Self-fund the end of my R&D: yes, but how?
The month of March went by very quickly in the calm of my office at the incubator of Montpellier Supagro. Having held a series of external meetings, it was time for me to sit down and review my action plan in the short and medium term and analyze the relevance of the current strategy. In short, make an assessment.
Termatière is in the middle of a technical feasibility study, with a first brick in collaboration with Inra, the objective of which is to formulate the exact recipe for the 100% bio-sourced vine shoot composite. The second brick is the characterization of samples, compulsory to be marketed. Developing a new material formulation is a costly project and a long research process. I wasn’t really prepared for that fact, lacking this industrial culture and being used to tinker in my improvised workshop with an immediate home-made result without the need for great means. I am therefore discovering what I cannot avoid if I want to result in a material recipe that can be industrialized to change the scale of production.
In order to finance this second brick, I worked over a fortnight on a funding request file with the public investment bank. But competition is tough and there is no guarantee I will obtain the requested budget. We therefore had to anticipate on plans B, C, Z, because with such a long value chain within Termatière, I would soon be dependent on funding at that rate, risking to reach the end of my technical study with difficulty within the time frame I wanted to keep.
So rather than spending time getting out of my way to obtain a maximum of subsidies, without having short-term visibility over the course of the project, I opted for a restructuring of my offers, in order to be able to sell services rapidly, allowing me to self-fund my last R&D expenditures. In order to do so, nothing like a meeting with Pierre-Christophe Adrian, consultant with the Schemas firm, who had already worked on Termatière at the very beginning of my incubation. A brainstorming Friday that paid off by offering a range of coherent consulting and support activities to companies looking for bio-sourced materials or looking to upcycle their green waste.
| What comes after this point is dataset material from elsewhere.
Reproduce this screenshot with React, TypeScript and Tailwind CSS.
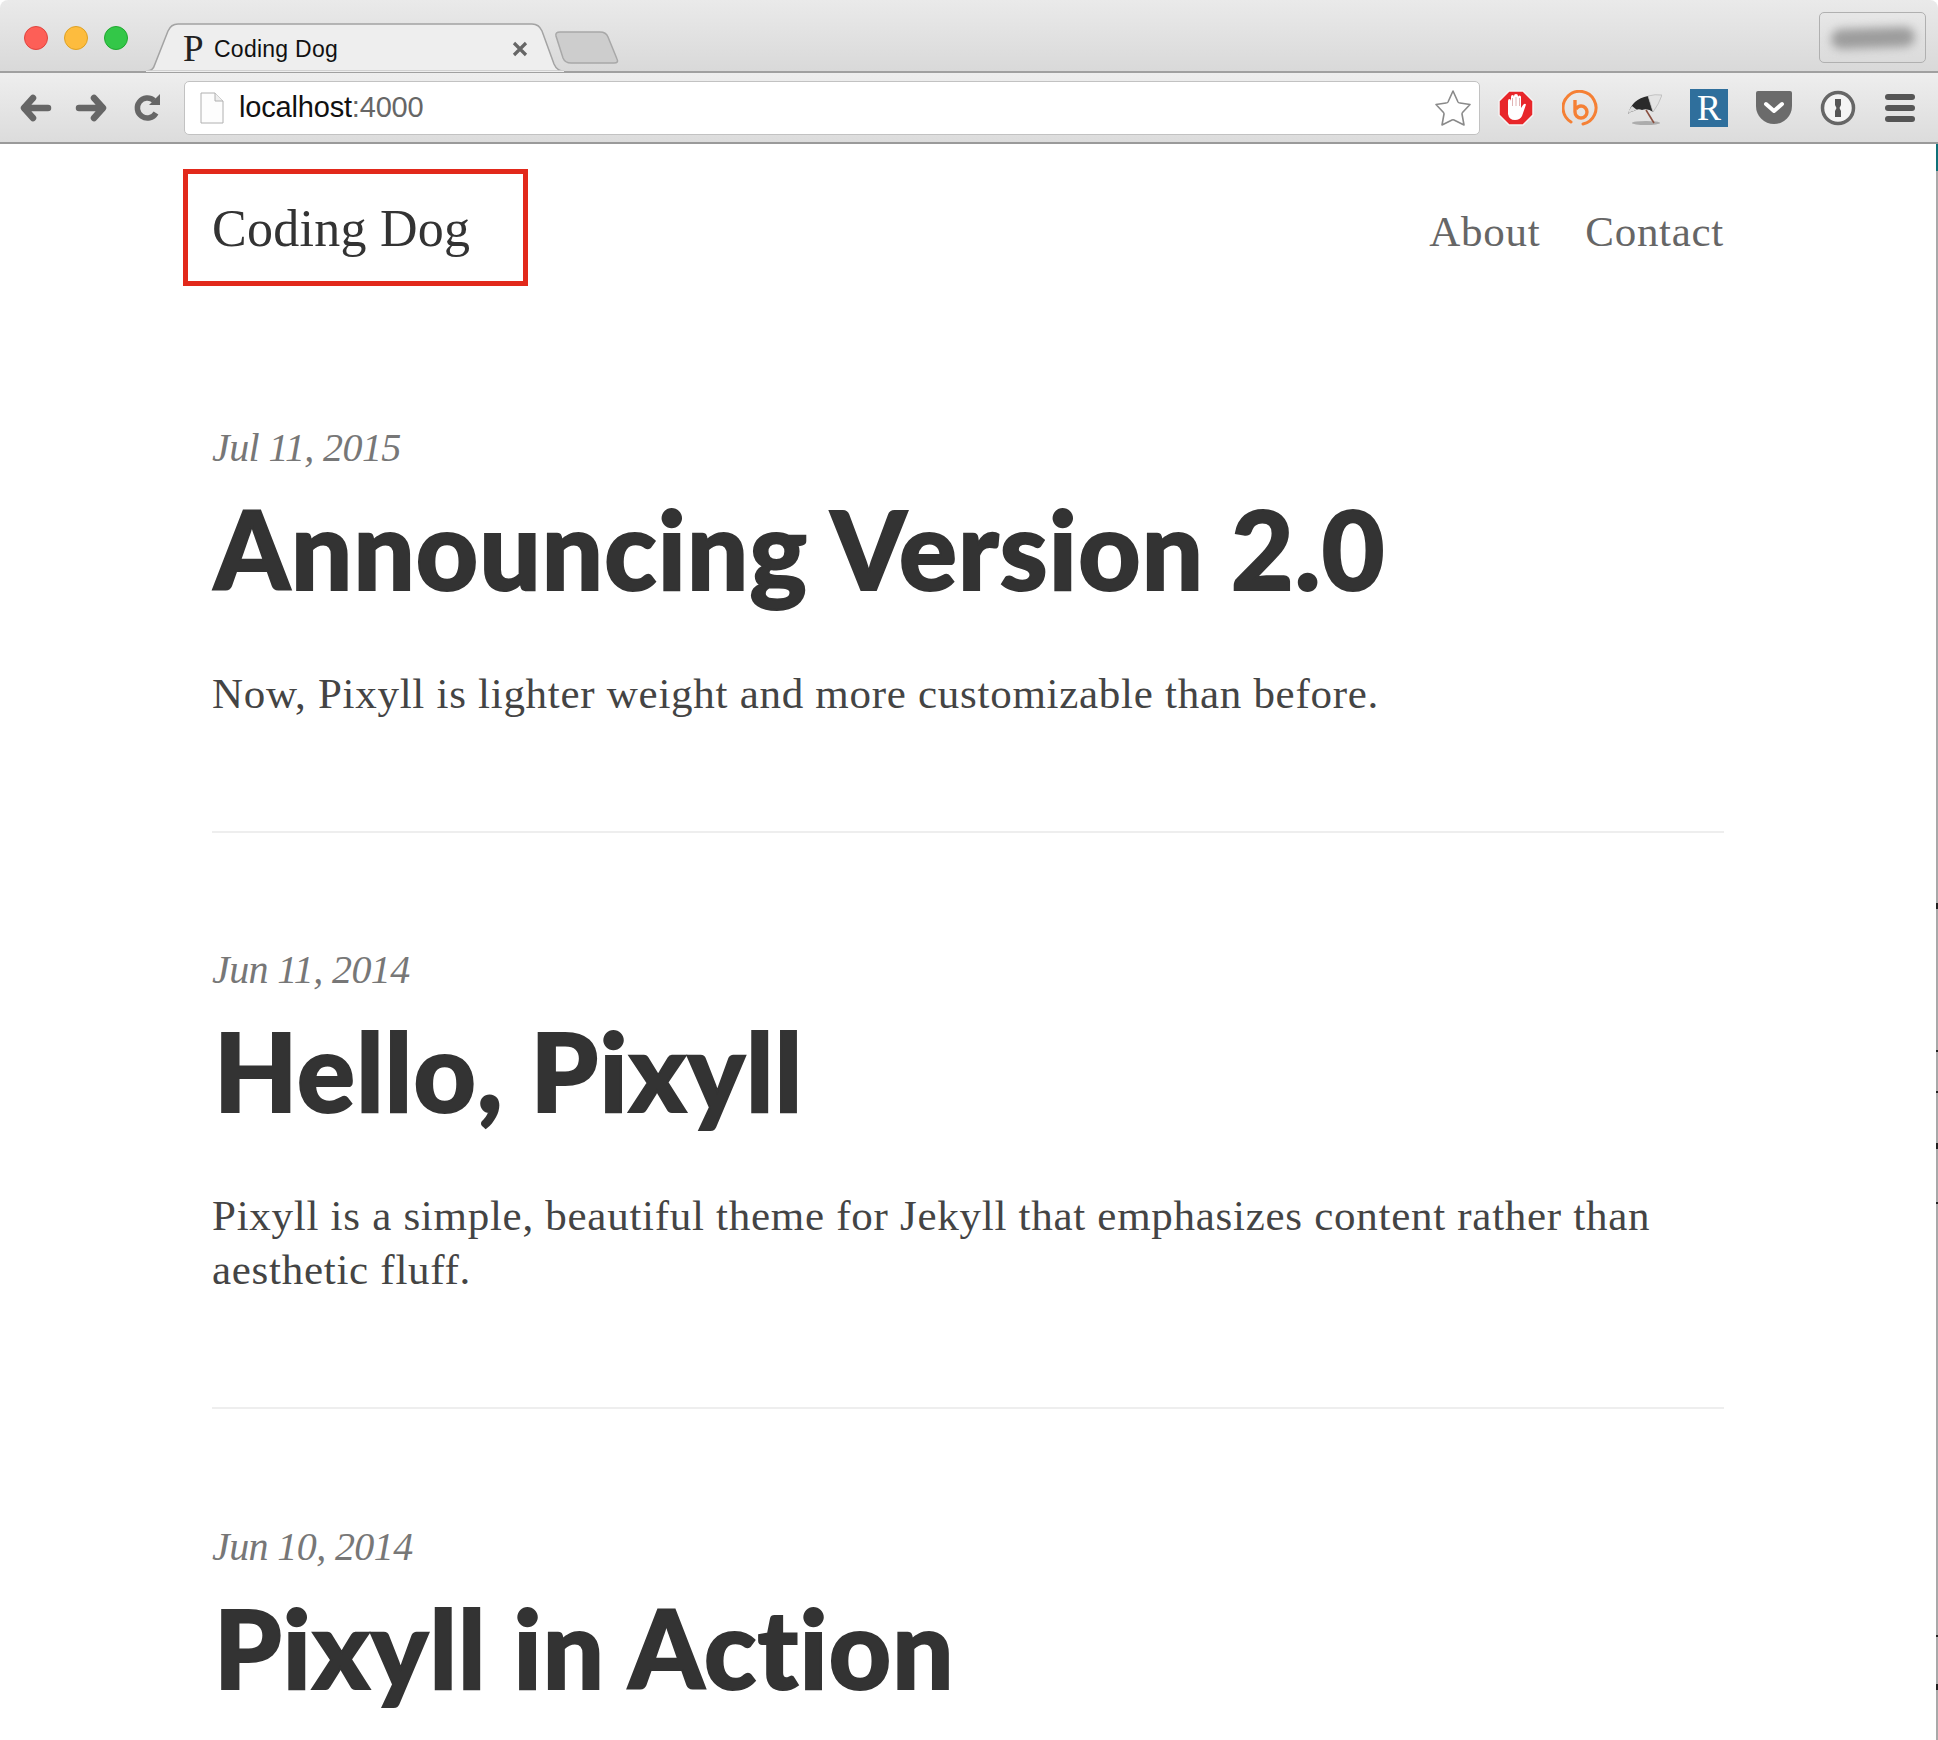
import React from "react";

const serif = "font-['Liberation_Serif',serif]";

function Back({ flip = false }: { flip?: boolean }) {
  return (
    <svg width="32" height="28" viewBox="0 0 32 28" style={flip ? { transform: "scaleX(-1)" } : undefined}>
      <path d="M13 4 L4 14 L13 24 M5 14 H28" fill="none" stroke="#666" strokeWidth="6.5" strokeLinecap="round" strokeLinejoin="round" />
    </svg>
  );
}

function Post({ date, title, children, rule = true }: { date: string; title: string; children?: React.ReactNode; rule?: boolean }) {
  return (
    <article className={rule ? "border-b-2 border-[#eeeeee]" : ""}>
      <div className={`${serif} italic text-[40px] leading-[48px] text-[#777] tracking-[-0.6px]`}>{date}</div>
      <h2 className="font-['Lato_Black','Lato',sans-serif] font-black text-[108px] leading-[120px] text-[#333] mt-[16px] ml-[2px] tracking-[1.2px] [-webkit-text-stroke:2px_#333]">{title}</h2>
      {children}
    </article>
  );
}

function Excerpt({ children }: { children: React.ReactNode }) {
  return <p className={`${serif} text-[43px] leading-[54px] text-[#444] mt-[59px] tracking-[0.72px]`}>{children}</p>;
}

export default function App() {
  return (
    <div className="w-[1938px] h-[1740px] overflow-hidden bg-white flex flex-col font-['Liberation_Sans',sans-serif]">
      <div className="h-[73px] shrink-0 rounded-t-[8px] bg-gradient-to-b from-[#eaeaea] to-[#d9d9d9] border-b-2 border-[#a0a0a0] flex items-start relative">
        <div className="flex gap-[16px] pl-[24px] pt-[26px] w-[146px] shrink-0">
          <span className="size-[24px] rounded-full bg-[#fd5f57] border border-[#e0443e]" />
          <span className="size-[24px] rounded-full bg-[#fdbc3e] border border-[#dea123]" />
          <span className="size-[24px] rounded-full bg-[#33c748] border border-[#1fa82f]" />
        </div>
        <div className="relative w-[418px] h-[72px] shrink-0 flex items-center">
          <svg className="absolute inset-0" width="418" height="72" viewBox="0 0 418 72">
            <path d="M0 71 H1 Q7 71 9 64 L22 31 Q25 24 32 24 H386 Q393 24 396 31 L408 64 Q411 71 418 71 Z" fill="#eeeeee" stroke="#a3a3a3" strokeWidth="1.5" />
            <path d="M-1 71.4 H419" stroke="#eeeeee" strokeWidth="2" />
          </svg>
          <div className="relative flex items-center w-full pt-[26px] pl-[37px]">
            <span className={`${serif} text-[37px] leading-[30px] text-[#222] w-[31px]`}>P</span>
            <span className="text-[23px] leading-[30px] text-[#111] tracking-[0.25px]">Coding Dog</span>
            <svg className="ml-auto mr-[36px]" width="16" height="16" viewBox="0 0 16 16">
              <path d="M2 2 L14 14 M14 2 L2 14" stroke="#666" strokeWidth="3.2" />
            </svg>
          </div>
        </div>
        <svg className="mt-[31px] -ml-[11px] shrink-0" width="68" height="34" viewBox="0 0 68 34">
          <path d="M3 5 Q2 1 7 1 H47 Q53 1 55 6 L64 28 Q66 32 61 32 H18 Q12 32 10 27 Z" fill="#cdcdcd" stroke="#a8a8a8" strokeWidth="1.5" />
        </svg>
        <div className="ml-auto mr-[12px] mt-[12px] w-[107px] h-[51px] rounded-[5px] border border-[#b0b0b0] flex items-center justify-center">
          <div className="w-[84px] h-[20px] rounded-full bg-[#9d9d9d] blur-[5px] -rotate-[2deg]" />
        </div>
      </div>

      <div className="h-[71px] shrink-0 bg-gradient-to-b from-[#eeeeee] to-[#dcdcdc] border-b-2 border-[#9a9a9a] flex items-center">
        <div className="flex items-center pl-[20px] w-[184px] shrink-0">
          <Back />
          <span className="w-[23px]" />
          <Back flip />
          <svg className="ml-[26px]" width="30" height="30" viewBox="0 0 30 30">
            <path d="M23 20 A10 10 0 1 1 21 7.500" fill="none" stroke="#666" strokeWidth="5.500" />
            <path d="M16 12 L27 12 L27 1 Z" fill="#666" />
          </svg>
        </div>
        <div className="w-[1296px] h-[54px] rounded-[5px] bg-white border border-[#c2c2c2] flex items-center shrink-0">
          <svg className="ml-[15px]" width="24" height="32" viewBox="0 0 24 32">
            <path d="M1 1 H15 L23 9 V31 H1 Z" fill="#fdfdfd" stroke="#b0b0b0" />
            <path d="M15 1 V9 H23" fill="#eeeeee" stroke="#b0b0b0" />
          </svg>
          <span className="ml-[15px] text-[29px] leading-none text-[#111] tracking-[-0.18px]">localhost<span className="text-[#666]">:4000</span></span>
          <svg className="ml-auto mr-[7px]" width="38" height="38" viewBox="0 0 38 38">
            <path d="M19 2 L24 13 Q24.500 14 26 14 L36 15.500 L28.500 23.500 Q28 24 28 25 L30 36 L20 31 Q19 30.500 18 31 L8 36 L10 25 Q10 24 9.500 23.500 L2 15.500 L12 14 Q13.500 14 14 13 Z" fill="#fff" stroke="#8a8a8a" strokeWidth="1.6" strokeLinejoin="round" />
          </svg>
        </div>
        <div className="flex items-center pl-[18px] gap-[27px]">
          <svg width="36" height="36" viewBox="0 0 36 36">
            <path d="M11 1 H25 L35 11 V25 L25 35 H11 L1 25 V11 Z" fill="#e8262a" stroke="#f4f4f4" strokeWidth="1.5" />
            <path d="M10 17 V11 Q10 9 11.500 9 Q13 9 13 11 V7 Q13 5 14.500 5 Q16 5 16 7 V6 Q16 4 18 4 Q20 4 20 6 V7 Q20 5.500 21.500 5.500 Q23 5.500 23 7 V18 L25 15 Q27 13 28 14.500 L24 26 Q22 30 17 30 Q11 30 10 24 Z" fill="#fff" />
            <path d="M14.500 8 V16 M18 7 V16 M21.500 8 V16" stroke="#d8a0a0" strokeWidth="0.8" />
          </svg>
          <svg className="ml-[1px]" width="36" height="36" viewBox="0 0 36 36">
            <path d="M9 32 A16.500 16.500 0 1 1 21 34" fill="none" stroke="#f58035" strokeWidth="3" strokeLinecap="round" />
            <path d="M13 10 V22 A6 6 0 1 0 19 16 Q16 16 14 19" fill="none" stroke="#f58035" strokeWidth="3.4" />
          </svg>
          <svg className="ml-[1px]" width="36" height="36" viewBox="0 0 36 36">
            <ellipse cx="20" cy="33" rx="14" ry="2" fill="#888" opacity="0.6" />
            <path d="M2 24 Q6 9 22 6 L27 22 Q22 18 16 20 Q12 18 8 21 Q5 21 2 24 Z" fill="#2a2a2a" />
            <path d="M2 24 Q3 19 6 16 L11 20 Q9 20 8 21 Q5 21 2 24 Z" fill="#dcdcdc" />
            <path d="M22 6 Q29 4 36 5 Q33 14 27 22 Z" fill="#e4e4e4" stroke="#aaa" strokeWidth="0.6" />
            <path d="M20 20 L28 33" stroke="#8a5040" strokeWidth="1.6" />
          </svg>
          <div className={`size-[38px] ml-[1px] bg-[#2f6f9c] text-white flex items-center justify-center ${serif} text-[36px] leading-none`}>R</div>
          <svg width="38" height="36" viewBox="0 0 38 36">
            <path d="M3 1 H35 Q37 1 37 3 V16 A18 18 0 0 1 1 16 V3 Q1 1 3 1 Z" fill="#6b6b6b" />
            <path d="M11 14 L19 21 L27 14" fill="none" stroke="#fff" strokeWidth="4" strokeLinecap="round" strokeLinejoin="round" />
          </svg>
          <svg width="36" height="36" viewBox="0 0 36 36">
            <circle cx="18" cy="18" r="15.500" fill="#f4f4f4" stroke="#666" strokeWidth="3.5" />
            <path d="M15 9 H21 V15 L19.500 18 L21 21 V27 H15 V21 L16.500 18 L15 15 Z" fill="#555" />
          </svg>
          <div className="flex flex-col gap-[5px] w-[30px] ml-[2px]">
            <span className="h-[6px] rounded-full bg-[#555]" />
            <span className="h-[6px] rounded-full bg-[#555]" />
            <span className="h-[6px] rounded-full bg-[#555]" />
          </div>
        </div>
      </div>

      <div className="flex-1 flex min-h-0">
        <main className="flex-1 pl-[212px] pr-[212px] overflow-hidden">
          <header className="flex items-center justify-between -ml-[29px] mt-[25px]">
            <div className="w-[345px] h-[117px] border-[5px] border-[#e2291b] flex items-center pl-[24px]">
              <span className={`${serif} text-[52px] leading-none text-[#333] tracking-[0.25px] pt-[2px]`}>Coding Dog</span>
            </div>
            <nav className={`${serif} flex gap-[45px] text-[43px] leading-none text-[#666] tracking-[0.7px] pt-[8px]`}>
              <span>About</span>
              <span>Contact</span>
            </nav>
          </header>
          <div className="mt-[138px]">
            <Post date="Jul 11, 2015" title="Announcing Version 2.0">
              <Excerpt>Now, Pixyll is lighter weight and more customizable than before.</Excerpt>
              <div className="h-[110px]" />
            </Post>
          </div>
          <div className="mt-[113px]">
            <Post date="Jun 11, 2014" title="Hello, Pixyll">
              <Excerpt>Pixyll is a simple, beautiful theme for Jekyll that emphasizes content rather than aesthetic fluff.</Excerpt>
              <div className="h-[110px]" />
            </Post>
          </div>
          <div className="mt-[114px]">
            <Post date="Jun 10, 2014" title="Pixyll in Action" rule={false} />
          </div>
        </main>
        <svg className="shrink-0" width="2" height="1596" viewBox="0 0 2 1596">
          <rect width="2" height="1596" fill="#a9a9a9" />
          <rect width="2" height="27" fill="#0f7078" />
          <rect y="759" width="2" height="6" fill="#222" />
          <rect y="906" width="2" height="2" fill="#222" />
          <rect y="947" width="2" height="2" fill="#222" />
          <rect y="999" width="2" height="6" fill="#222" />
          <rect y="1058" width="2" height="2" fill="#222" />
          <rect y="1491" width="2" height="2" fill="#222" />
          <rect y="1540" width="2" height="6" fill="#222" />
        </svg>
      </div>
    </div>
  );
}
New strings to add to the bow of Termatière that still require small adjustments.
I took advantage of a small Parisian tour at the end of March to test these new offers and take into consideration the needs of my future clients.
First round at the round table “Bio-sourced materials: towards a zero impact architecture” organized by Karibati at the Chaillot palace, in which I spoke to present the very low-tech method of Termatière and the singularity of the DIY designer’s approach in the applied research in materials. For me it was also about revealing the esthetic potential of these materials, often relegated to the status of low profile structuring materials. An eventful afternoon therefore, with architects, students and professionals, talking about straw bales, rice bran, algae plastic, corn starch and vine shoots.
Second round on March 24 at the City Hall Hacking, where a schedule of 15 minute meetings with start-ups, large groups and investors was awaiting me. An opportunity to develop a good pitch throughout the day and exchange views with ardent supporters of agricultural waste upcycling in Africa.
The third round will take place on May 24-25 in Châlon-en-Champagne during the Sinal Exhibition, the international meeting place for the Bioeconomy. Until then, I have a lot on my plate and vine shoots in the drying oven.